The ruling will be welcomed by financial buyers as it reverses the Delaware Court of Chancery's finding that the pricing (LBO) model used by sponsors may create a divergence between the price they are willing to pay and the target's "fair value." This view would have exposed financial sponsors to increased appraisal risk on their M&A transactions.
Canadian Approach to Appraisal Actions
Appraisal rights have become an attractive tool for dissenting shareholders in M&A transactions in the U.S., which has witnessed a rise in appraisal litigation in recent years. Although Canada has not experienced a similar trend, the approach taken by the Delaware Supreme Court in the Dell litigation aligns with the Canadian court's approach to assessing fair value in dissent cases.

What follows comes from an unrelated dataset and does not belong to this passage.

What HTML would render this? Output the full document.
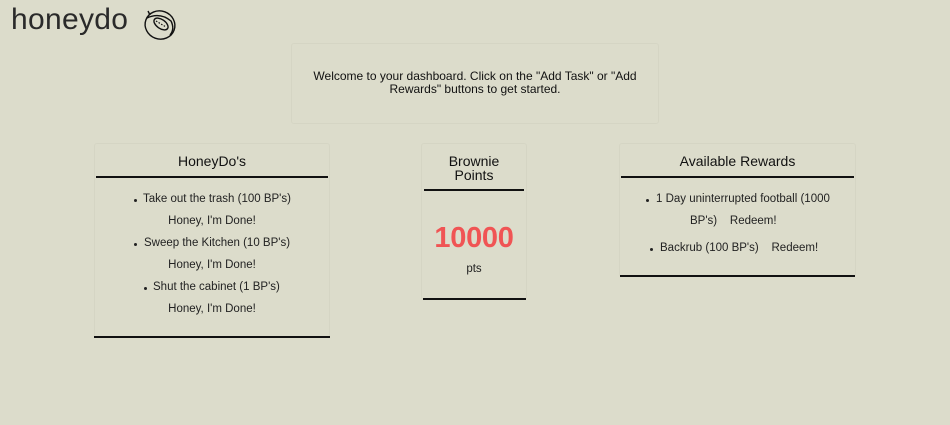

For example, in the Deer Creek litigation in Alberta, investment manager Paulson & Co claimed that the bidder, Total, vastly undervalued the shares of the target Deer Creek, by a factor of at least 300%. After trial, though, Alberta's Court of Queen Bench found that the best measure of the value of Deer Creek shares was the market price, leaving the dissenter with no improvement to the deal price following years of litigation. While a Canadian court, like a U.S. court, can employ a range of valuation methodologies in fixing the fair value of shares, the decision in Deer Creek suggests that where the shares of a target are actively traded, the deal price likely represents fair value. A Canadian court could also take into account factors that might diminish the reliability of the deal price as an indicator of fair value, including the target's sales process, the impact of a controlling shareholder and information asymmetries.
Appraisal litigation is not the only area of alignment between Delaware and Canadian courts, whose approaches to reviewing M&A transactions in post-closing damages disputes also share similarities (for details, see "Informed Shareholders Take the Steam Out of Deal Litigation").